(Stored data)
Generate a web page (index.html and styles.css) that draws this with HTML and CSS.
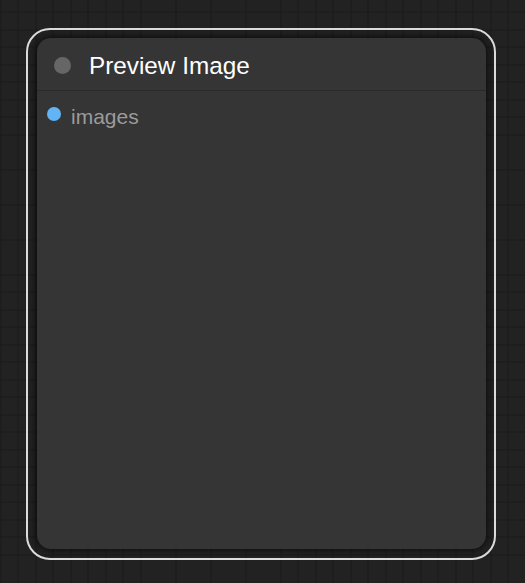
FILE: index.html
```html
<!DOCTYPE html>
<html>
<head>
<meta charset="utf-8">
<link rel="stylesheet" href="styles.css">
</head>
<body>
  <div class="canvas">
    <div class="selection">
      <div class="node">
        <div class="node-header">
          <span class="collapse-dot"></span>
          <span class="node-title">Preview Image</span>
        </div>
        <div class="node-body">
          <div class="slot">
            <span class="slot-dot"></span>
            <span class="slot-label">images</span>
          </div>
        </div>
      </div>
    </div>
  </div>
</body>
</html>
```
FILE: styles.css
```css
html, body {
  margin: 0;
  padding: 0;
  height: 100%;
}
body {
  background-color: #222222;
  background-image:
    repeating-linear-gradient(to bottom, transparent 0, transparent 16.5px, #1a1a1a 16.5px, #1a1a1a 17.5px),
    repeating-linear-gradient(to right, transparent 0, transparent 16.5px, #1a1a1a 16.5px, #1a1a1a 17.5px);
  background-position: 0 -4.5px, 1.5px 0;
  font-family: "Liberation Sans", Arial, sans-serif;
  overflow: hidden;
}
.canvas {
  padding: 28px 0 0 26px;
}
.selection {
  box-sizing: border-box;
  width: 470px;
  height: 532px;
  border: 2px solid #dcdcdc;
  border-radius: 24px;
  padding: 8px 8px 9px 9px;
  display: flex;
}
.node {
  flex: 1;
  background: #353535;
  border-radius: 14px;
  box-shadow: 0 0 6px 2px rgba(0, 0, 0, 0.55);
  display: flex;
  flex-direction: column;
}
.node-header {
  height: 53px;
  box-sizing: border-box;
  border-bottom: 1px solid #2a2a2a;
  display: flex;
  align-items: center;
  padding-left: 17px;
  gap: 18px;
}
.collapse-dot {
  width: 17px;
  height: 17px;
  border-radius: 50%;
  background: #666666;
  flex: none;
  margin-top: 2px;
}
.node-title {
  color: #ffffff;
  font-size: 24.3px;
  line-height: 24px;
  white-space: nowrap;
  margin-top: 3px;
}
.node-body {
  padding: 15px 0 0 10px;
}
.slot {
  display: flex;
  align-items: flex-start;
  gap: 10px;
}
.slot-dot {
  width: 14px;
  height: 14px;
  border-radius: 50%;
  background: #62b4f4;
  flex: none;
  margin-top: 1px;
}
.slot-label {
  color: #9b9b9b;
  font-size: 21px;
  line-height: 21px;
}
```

* * *

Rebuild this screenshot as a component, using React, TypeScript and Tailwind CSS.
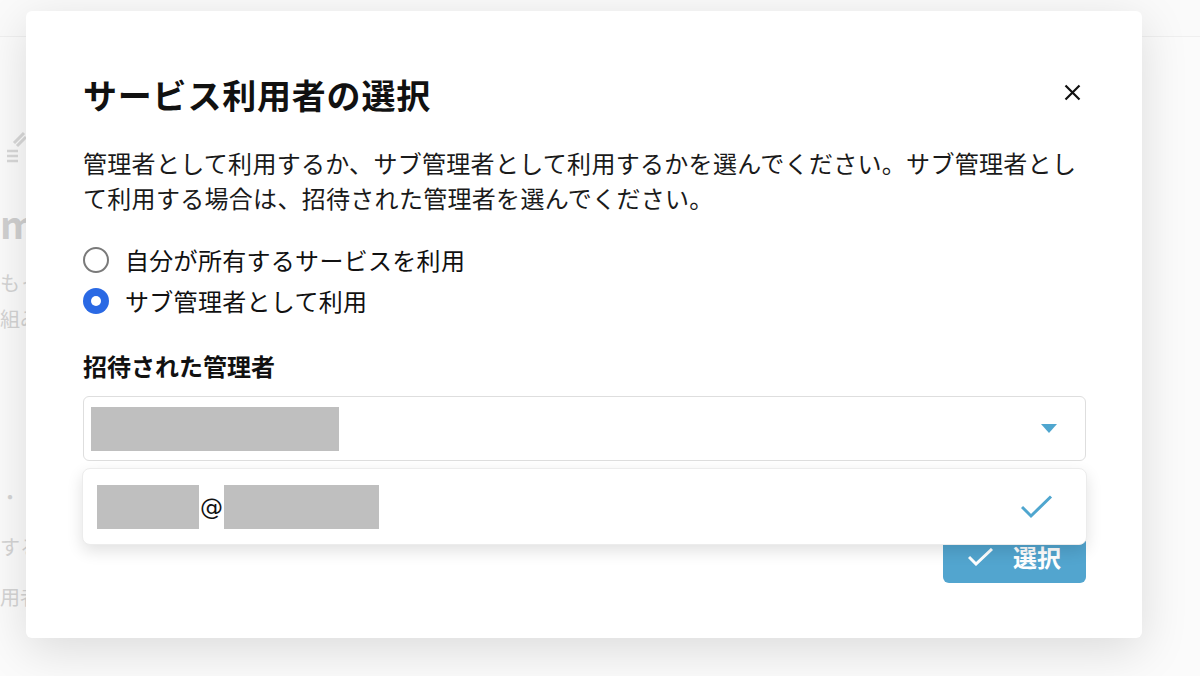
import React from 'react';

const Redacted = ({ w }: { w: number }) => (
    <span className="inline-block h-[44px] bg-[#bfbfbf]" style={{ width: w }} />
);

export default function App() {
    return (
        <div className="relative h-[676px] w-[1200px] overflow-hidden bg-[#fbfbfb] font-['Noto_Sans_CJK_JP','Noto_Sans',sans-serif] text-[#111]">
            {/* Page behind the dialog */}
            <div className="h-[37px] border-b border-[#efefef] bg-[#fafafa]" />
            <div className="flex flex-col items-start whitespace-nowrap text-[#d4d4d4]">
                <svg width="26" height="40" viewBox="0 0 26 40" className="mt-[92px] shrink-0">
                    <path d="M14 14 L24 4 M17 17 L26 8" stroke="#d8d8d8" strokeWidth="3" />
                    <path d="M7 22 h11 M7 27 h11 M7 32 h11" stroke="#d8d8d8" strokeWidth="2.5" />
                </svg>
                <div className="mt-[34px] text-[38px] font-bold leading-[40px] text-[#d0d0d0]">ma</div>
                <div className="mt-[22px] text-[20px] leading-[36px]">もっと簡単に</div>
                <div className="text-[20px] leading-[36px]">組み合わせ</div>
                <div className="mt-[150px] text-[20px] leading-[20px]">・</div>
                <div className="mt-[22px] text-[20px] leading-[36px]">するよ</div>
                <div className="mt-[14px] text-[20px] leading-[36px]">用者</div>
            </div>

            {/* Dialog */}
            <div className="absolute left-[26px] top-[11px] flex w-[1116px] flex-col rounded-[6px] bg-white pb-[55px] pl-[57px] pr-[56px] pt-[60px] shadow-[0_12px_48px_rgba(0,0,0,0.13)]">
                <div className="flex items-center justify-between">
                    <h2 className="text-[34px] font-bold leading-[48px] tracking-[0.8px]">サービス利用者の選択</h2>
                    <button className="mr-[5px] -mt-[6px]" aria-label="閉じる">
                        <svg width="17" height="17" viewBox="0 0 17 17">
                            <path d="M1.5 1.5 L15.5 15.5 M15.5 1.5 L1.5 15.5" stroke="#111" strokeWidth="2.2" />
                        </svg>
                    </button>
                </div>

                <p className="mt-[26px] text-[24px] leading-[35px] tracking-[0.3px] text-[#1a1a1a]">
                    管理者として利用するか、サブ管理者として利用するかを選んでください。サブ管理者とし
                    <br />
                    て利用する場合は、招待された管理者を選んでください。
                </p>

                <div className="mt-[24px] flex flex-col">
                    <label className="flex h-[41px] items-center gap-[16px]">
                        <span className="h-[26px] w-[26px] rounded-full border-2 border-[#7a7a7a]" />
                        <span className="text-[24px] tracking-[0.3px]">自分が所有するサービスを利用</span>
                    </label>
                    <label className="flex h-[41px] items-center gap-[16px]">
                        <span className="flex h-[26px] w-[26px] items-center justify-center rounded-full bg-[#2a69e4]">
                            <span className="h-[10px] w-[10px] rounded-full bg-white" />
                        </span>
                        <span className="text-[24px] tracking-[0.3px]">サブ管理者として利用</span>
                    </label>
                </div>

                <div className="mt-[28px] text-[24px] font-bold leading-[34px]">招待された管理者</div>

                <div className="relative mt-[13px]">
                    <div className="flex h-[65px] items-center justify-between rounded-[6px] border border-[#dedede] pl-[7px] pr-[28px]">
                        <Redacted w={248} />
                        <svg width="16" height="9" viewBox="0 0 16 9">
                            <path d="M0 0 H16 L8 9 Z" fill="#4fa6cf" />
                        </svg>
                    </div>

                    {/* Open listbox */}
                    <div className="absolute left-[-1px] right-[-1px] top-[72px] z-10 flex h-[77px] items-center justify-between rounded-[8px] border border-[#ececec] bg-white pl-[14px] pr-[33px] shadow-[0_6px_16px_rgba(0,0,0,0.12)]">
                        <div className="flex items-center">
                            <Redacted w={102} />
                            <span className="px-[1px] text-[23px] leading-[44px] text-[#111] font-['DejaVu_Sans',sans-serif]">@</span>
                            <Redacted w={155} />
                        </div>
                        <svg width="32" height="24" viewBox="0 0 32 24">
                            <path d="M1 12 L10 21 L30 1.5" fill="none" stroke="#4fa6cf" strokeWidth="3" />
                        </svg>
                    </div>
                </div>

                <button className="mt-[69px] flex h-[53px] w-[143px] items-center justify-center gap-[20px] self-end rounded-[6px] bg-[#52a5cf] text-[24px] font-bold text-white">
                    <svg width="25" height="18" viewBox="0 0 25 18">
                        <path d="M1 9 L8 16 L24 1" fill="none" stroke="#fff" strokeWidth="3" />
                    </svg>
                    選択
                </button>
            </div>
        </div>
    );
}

__What you are asked to do__
Write out every line of the listing that holds the word "React".

__Completed task__
Rebuild this screenshot as a component, using React, TypeScript and Tailwind CSS.
import React from 'react';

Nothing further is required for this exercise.